I tried to find a file called NTKERN.VXD in the C:\Windows but nothing came up... I do nt think I have that file! and I need it because my USB Root Hub doesnt work and a blue message pops up... so I was wondering where I can download that file from?

Thanks,
Jen


----------



## ~Candy~ (Jan 27, 2001)

Hi sweetjen19, welcome to TSG.

Have you reinstalled the USB drivers yet? 

Tell us your whole problem...scanner, camera, what are you trying to get installed? Or just the hub?


----------



## wedor (Nov 7, 1999)

It's on your Windows CD.


----------



## sweetjen19 (Jul 5, 2002)

ok well here it goes... I want to install my Logitech QuickCam Web onto my computer.. it worked fine when i got it in oct of 2001 but sometime in the year I had to reinstall it but I couldnt so i contacted Logitech after they e-mailed me back and told me a soloution I tried it and it worked.. then months later my computer went nuts! when I restarted my computer it loaded windows and the wallpaper then it says Explorer has performed an illegal operation and will be shut down.. you can't even go to start and the icons arent there... so I had to wait two weeks to get the Win98 CD... I reinstalled win98 and my sound wasnt working my internet wasnt working either so I called my ISP to help me fix my internet.. and i fixed my sound and display properties.. fixed all except for usb root hub, PCI Communications Device and Microsoft Kernel System Renderer.... I tried getting them from the win98 CD but no use! for the usb root hub i tried removing it asnd reinstalling it... but a blue screen pops up saying something about the NTKERN.VXD and then it says Kernel32 has performed an illegal operation and will be shut down.... 

I have a Packard Bell Computer over 3 years old! I have heard that packard bell computers are Sh*t is that true???


----------



## ~Candy~ (Jan 27, 2001)

I personally dislike Packard Bell, however, I don't think the brand of computer is your problem here.

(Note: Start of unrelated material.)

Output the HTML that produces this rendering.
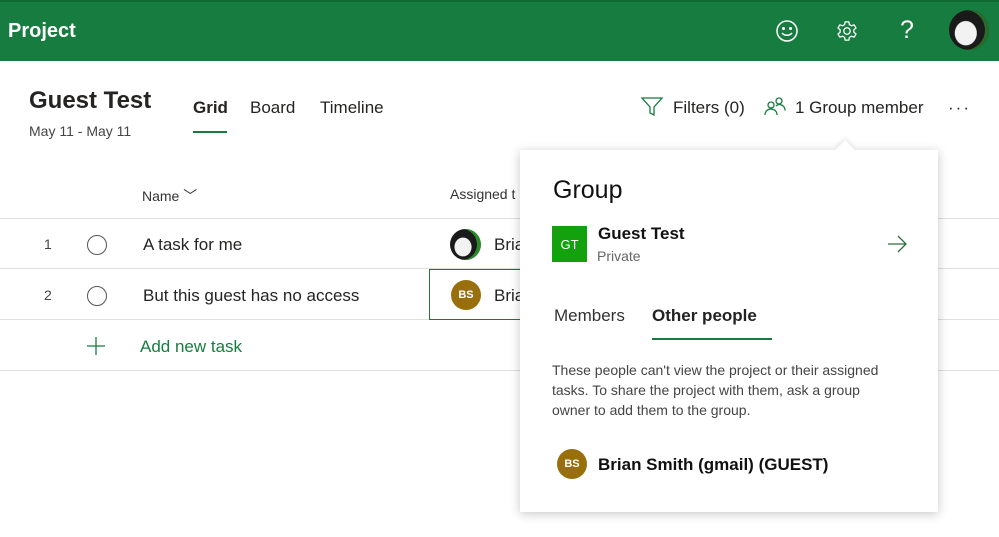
<!DOCTYPE html>
<html><head><style>
*{margin:0;padding:0;box-sizing:border-box}
body{width:999px;height:537px;overflow:hidden;background:#fff;font-family:"Liberation Sans",sans-serif;color:#252423;position:relative}
.a{position:absolute;white-space:nowrap}
.hdr{position:absolute;left:0;top:0;width:999px;height:61px;background:#167c3f;border-top:2px solid #0f6a33}
.line{position:absolute;left:0;height:1px;background:#e1dfdd;width:999px}
.circ{position:absolute;width:20px;height:20px;border:1.3px solid #555;border-radius:50%}
.bs{position:absolute;border-radius:50%;background:#986f0b;color:#fff;font-size:11px;font-weight:bold;display:flex;align-items:center;justify-content:center}
.face{position:absolute;border-radius:50%;background:radial-gradient(ellipse 38% 42% at 42% 58%,#f2f2f2 0 70%,#1a1a1a 75%),#1a1a1a;overflow:hidden}
</style></head><body>
<div class="hdr"></div>
<div class="a" style="left:8px;top:20px;color:#fff;font-size:20px;font-weight:bold">Project</div>
<svg class="a" style="left:775px;top:19px" width="24" height="24" viewBox="0 0 24 24" fill="none" stroke="#fff" stroke-width="1.5"><circle cx="12" cy="12" r="10"/><circle cx="8.5" cy="9.5" r=".8" fill="#fff"/><circle cx="15.5" cy="9.5" r=".8" fill="#fff"/><path d="M7 14c2.5 3 7.5 3 10 0"/></svg>
<svg class="a" style="left:836px;top:20px" width="22" height="22" viewBox="0 0 24 24" fill="none" stroke="#fff" stroke-width="1.4"><circle cx="12" cy="12" r="3.5"/><path d="M10 2h4l.6 3 2.3 1.3 2.9-1 2 3.4-2.3 2v2.6l2.3 2-2 3.4-2.9-1-2.3 1.3-.6 3h-4l-.6-3-2.3-1.3-2.9 1-2-3.4 2.3-2v-2.6l-2.3-2 2-3.4 2.9 1L9.4 5z"/></svg>
<div class="a" style="left:900px;top:16px;color:#fff;font-size:25px;font-weight:300">?</div>
<div class="face" style="left:949px;top:10px;width:40px;height:40px;box-shadow:inset -4px 0 0 #2a6a2a"></div>

<div class="a" style="left:29px;top:87px;font-size:24px;font-weight:bold">Guest Test</div>
<div class="a" style="left:29px;top:123px;font-size:14px;color:#444">May 11 - May 11</div>
<div class="a" style="left:193px;top:98px;font-size:17px;font-weight:bold">Grid</div>
<div class="a" style="left:193px;top:131px;width:34px;height:2px;background:#167c3f"></div>
<div class="a" style="left:250px;top:98px;font-size:17px">Board</div>
<div class="a" style="left:320px;top:98px;font-size:17px">Timeline</div>
<svg class="a" style="left:641px;top:97px" width="22" height="20" viewBox="0 0 22 20" fill="none" stroke="#167c3f" stroke-width="1.3"><path d="M1 1h20l-8 9v8l-4-2v-6z"/></svg>
<div class="a" style="left:673px;top:98px;font-size:17px">Filters (0)</div>
<svg class="a" style="left:764px;top:96px" width="22" height="20" viewBox="0 0 22 20" fill="none" stroke="#167c3f" stroke-width="1.3"><circle cx="7" cy="9" r="3"/><path d="M1 19c0-4 3-6 6-6s6 2 6 6"/><circle cx="15" cy="5" r="3"/><path d="M12 10c1-1 2-1.5 3-1.5 3 0 6 2 6 6"/></svg>
<div class="a" style="left:795px;top:98px;font-size:17px">1 Group member</div>
<div class="a" style="left:948px;top:98px;font-size:17px;letter-spacing:2px">···</div>

<div class="a" style="left:142px;top:186px;font-size:14px;color:#333">Name ﹀</div>
<div class="a" style="left:450px;top:186px;font-size:14px;color:#333">Assigned t</div>
<div class="line" style="top:218px"></div>
<div class="line" style="top:268px"></div>
<div class="line" style="top:319px"></div>
<div class="line" style="top:370px"></div>
<div class="a" style="left:44px;top:236px;font-size:14px;color:#444">1</div>
<div class="circ" style="left:87px;top:235px"></div>
<div class="a" style="left:143px;top:235px;font-size:17px">A task for me</div>
<div class="face" style="left:450px;top:229px;width:31px;height:31px;box-shadow:inset -4px 0 0 #2a8a2a"></div>
<div class="a" style="left:494px;top:235px;font-size:17px">Bria</div>
<div class="a" style="left:44px;top:287px;font-size:14px;color:#444">2</div>
<div class="circ" style="left:87px;top:286px"></div>
<div class="a" style="left:143px;top:286px;font-size:17px">But this guest has no access</div>
<div class="a" style="left:429px;top:269px;width:95px;height:51px;border:1.5px solid #2f6f3a"></div>
<div class="bs" style="left:451px;top:280px;width:30px;height:30px">BS</div>
<div class="a" style="left:494px;top:286px;font-size:17px">Bria</div>
<svg class="a" style="left:86px;top:336px" width="20" height="20" viewBox="0 0 20 20" stroke="#167c3f" stroke-width="1.3"><path d="M10 1v18M1 10h18"/></svg>
<div class="a" style="left:140px;top:337px;font-size:17px;color:#167c3f">Add new task</div>

<div class="a" style="left:520px;top:150px;width:418px;height:362px;background:#fff;box-shadow:0 2px 10px rgba(0,0,0,.22)"></div>
<div class="a" style="left:838px;top:143px;width:14px;height:14px;background:#fff;transform:rotate(45deg);box-shadow:-2px -2px 4px rgba(0,0,0,.08)"></div>
<div class="a" style="left:553px;top:176px;font-size:25px;color:#111">Group</div>
<div class="a" style="left:552px;top:226px;width:35px;height:36px;background:#13a10e;color:#fff;font-size:13px;display:flex;align-items:center;justify-content:center">GT</div>
<div class="a" style="left:598px;top:224px;font-size:17px;font-weight:bold;color:#111">Guest Test</div>
<div class="a" style="left:597px;top:248px;font-size:14px;color:#666">Private</div>
<svg class="a" style="left:887px;top:235px" width="21" height="18" viewBox="0 0 21 18" fill="none" stroke="#2f6f3a" stroke-width="1.3"><path d="M1 9h18M11 1l8 8-8 8"/></svg>
<div class="a" style="left:554px;top:306px;font-size:17px;color:#333">Members</div>
<div class="a" style="left:652px;top:306px;font-size:17px;font-weight:bold;color:#222">Other people</div>
<div class="a" style="left:652px;top:338px;width:120px;height:2px;background:#167c3f"></div>
<div class="a" style="left:552px;top:360px;font-size:14px;color:#444;line-height:20px;white-space:normal;width:345px">These people can't view the project or their assigned tasks. To share the project with them, ask a group owner to add them to the group.</div>
<div class="bs" style="left:557px;top:449px;width:30px;height:30px">BS</div>
<div class="a" style="left:598px;top:455px;font-size:17px;font-weight:bold;color:#111">Brian Smith (gmail) (GUEST)</div>
</body></html>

Is the camera working now then?

On the Hub, go to the tab that says update drivers......then point it to your windows 98 cdrom......you may have to point it to the win98 directory, not just the cd itself.


----------



## wedor (Nov 7, 1999)

"I have heard that packard bell computers are Sh*t is that true???"

Yes


----------



## sweetjen19 (Jul 5, 2002)

just so you know i dont have a win98 CD i borrowed them from people.. but can't get them anymore...
and no the camera isnt working


----------



## wedor (Nov 7, 1999)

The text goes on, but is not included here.